* SOURCE MATERIAL:
________________________

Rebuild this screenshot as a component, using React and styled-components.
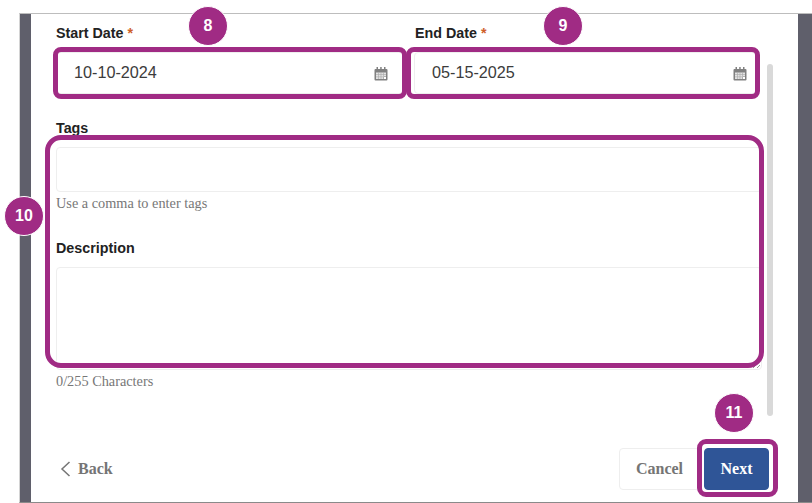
import React from "react";
import styled, { createGlobalStyle } from "styled-components";

const GlobalStyle = createGlobalStyle`
  html, body {
    margin: 0;
    padding: 0;
    background: #fff;
  }
  body {
    font-family: "Liberation Sans", Arial, sans-serif;
    overflow: hidden;
  }
`;

const Screen = styled.div`
  position: relative;
  width: 812px;
  height: 503px;
  padding: 13px 0 0 19px;
  box-sizing: border-box;
  overflow: hidden;
`;

const Backdrop = styled.div`
  height: 490px;
  box-sizing: border-box;
  padding: 0 14px 0 11px;
  background: #5f5f6b;
  border-top: 1px solid #bdbdbd;
  border-left: 1px solid #d4d4d4;
  border-bottom: 1px solid #8a8a8a;
`;

const Panel = styled.div`
  display: flex;
  flex-direction: column;
  height: 100%;
  box-sizing: border-box;
  padding: 11px 29px 11px 25px;
  background: #fff;
`;

const DateRow = styled.div`
  display: flex;
  gap: 10px;
  width: 701px;
`;

const DateField = styled.div`
  width: ${(p) => p.$width}px;
`;

const Label = styled.div`
  height: 17px;
  margin: ${(p) => p.$top || 0}px 0 10px ${(p) => p.$left || 0}px;
  font-size: 14.3px;
  line-height: 17px;
  font-weight: 700;
  color: #222;
`;

const Required = styled.span`
  color: #cf5f2a;
`;

const DateInput = styled.div`
  display: flex;
  align-items: center;
  justify-content: space-between;
  height: 42px;
  box-sizing: border-box;
  padding: 0 ${(p) => p.$endPad}px 2px 17px;
  border: 1px solid #eeeeee;
  border-radius: 4px;
  font-size: 16.2px;
  color: #3c3c3c;
`;

const CalendarSvg = styled.svg`
  width: 14px;
  height: 14px;
  margin-top: 4px;
`;

const TextBox = styled.div`
  position: relative;
  width: 706px;
  height: ${(p) => p.$height}px;
  box-sizing: border-box;
  border: 1px solid #eeeeee;
  border-radius: 4px;
`;

const Hint = styled.div`
  margin-top: 3px;
  font-family: "Liberation Serif", "Times New Roman", serif;
  font-size: 14.3px;
  line-height: 16px;
  color: #777;
`;

const ResizeGrip = styled.svg`
  position: absolute;
  right: 1px;
  bottom: 1px;
  width: 8px;
  height: 8px;
`;

const Footer = styled.div`
  display: flex;
  align-items: center;
  justify-content: space-between;
  margin-top: auto;
  padding-bottom: 1px;
`;

const BackButton = styled.button`
  display: flex;
  align-items: center;
  gap: 7px;
  padding: 0 0 0 4px;
  border: 0;
  background: none;
  font-family: "Liberation Serif", "Times New Roman", serif;
  font-size: 16px;
  font-weight: 700;
  color: #757575;
`;

const Actions = styled.div`
  display: flex;
  gap: 4px;
`;

const ActionButton = styled.button`
  height: 42px;
  width: ${(p) => p.$width}px;
  box-sizing: border-box;
  padding: 0;
  border: 1px solid ${(p) => (p.$primary ? "#2f5597" : "#eeeeee")};
  border-radius: 4px;
  background: ${(p) => (p.$primary ? "#2f5597" : "#fff")};
  font-family: "Liberation Serif", "Times New Roman", serif;
  font-size: 16px;
  font-weight: 700;
  color: ${(p) => (p.$primary ? "#fff" : "#757575")};
`;

const Scrollbar = styled.div`
  position: absolute;
  left: 767px;
  top: 64px;
  width: 6px;
  height: 352px;
  border-radius: 3px;
  background: #d9d9d9;
`;

const Ring = styled.div`
  position: absolute;
  left: ${(p) => p.$x}px;
  top: ${(p) => p.$y}px;
  width: ${(p) => p.$w}px;
  height: ${(p) => p.$h}px;
  box-sizing: border-box;
  border: 5px solid #a02b84;
  border-radius: ${(p) => p.$r}px;
  pointer-events: none;
`;

const Badge = styled.div`
  position: absolute;
  left: ${(p) => p.$x - 20}px;
  top: ${(p) => p.$y - 20}px;
  display: flex;
  align-items: center;
  justify-content: center;
  width: 40px;
  height: 40px;
  box-sizing: border-box;
  border: 1px solid #fff;
  border-radius: 50%;
  background: #a02b84;
  font-size: 16px;
  font-weight: 700;
  color: #fff;
`;

const CalendarIcon = () => (
  <CalendarSvg viewBox="0 0 14 14">
    <path fill="#808080" d="M1.500 2h11a1 1 0 0 1 1 1v9.500a1 1 0 0 1-1 1h-11a1 1 0 0 1-1-1V3a1 1 0 0 1 1-1z" />
    <path fill="#e2e2e2" d="M2 5.500h10v4H9.500V12H2z" />
    <path fill="#808080" d="M2.500 0h1.500v3.500H2.500zM6.200 0h1.500v3.500H6.200zM10 0h1.500v3.500H10z" />
    <path stroke="#a8a8a8" strokeWidth=".6" d="M4.500 5.500V12M7 5.500V12M9.500 5.500v4M2 7.500h10M2 9.800h7.500" />
    <path fill="#fff" d="M10 10h2v2h-2z" />
  </CalendarSvg>
);

const App = () => {
  return (
    <Screen>
      <GlobalStyle />
      <Backdrop>
        <Panel>
          <DateRow>
            <DateField $width={348}>
              <Label>
                Start Date <Required>*</Required>
              </Label>
              <DateInput $endPad={15}>
                10-10-2024
                <CalendarIcon />
              </DateInput>
            </DateField>
            <DateField $width={343}>
              <Label $left={1}>
                End Date <Required>*</Required>
              </Label>
              <DateInput $endPad={9}>
                05-15-2025
                <CalendarIcon />
              </DateInput>
            </DateField>
          </DateRow>

          <Label $top={26}>Tags</Label>
          <TextBox $height={45} />
          <Hint>Use a comma to enter tags</Hint>

          <Label $top={29}>Description</Label>
          <TextBox $height={103}>
            <ResizeGrip viewBox="0 0 8 8">
              <path stroke="#999" strokeWidth="1" d="M1 8l7-7M5 8l3-3" />
            </ResizeGrip>
          </TextBox>
          <Hint>0/255 Characters</Hint>

          <Footer>
            <BackButton>
              <svg width="11" height="16" viewBox="0 0 11 16" fill="none">
                <path d="M9.500 1L2 8l7.500 7" stroke="#757575" strokeWidth="1.500" />
              </svg>
              Back
            </BackButton>
            <Actions>
              <ActionButton $width={81}>Cancel</ActionButton>
              <ActionButton $width={65} $primary>
                Next
              </ActionButton>
            </Actions>
          </Footer>
        </Panel>
      </Backdrop>

      <Scrollbar />

      <Ring $x={53} $y={47} $w={354} $h={52} $r={8} />
      <Ring $x={406} $y={47} $w={354} $h={52} $r={8} />
      <Ring $x={45} $y={135} $w={719} $h={233} $r={16} />
      <Ring $x={697} $y={439} $w={81} $h={58} $r={9} />

      <Badge $x={208} $y={26}>8</Badge>
      <Badge $x={563} $y={26}>9</Badge>
      <Badge $x={24} $y={216}>10</Badge>
      <Badge $x={734} $y={413}>11</Badge>
    </Screen>
  );
};

export default App;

________________________

* WHAT IS NEEDED:
Tally the lines of the listing that include "components". Reply with nothing but the count.

* TASK OUTPUT:
2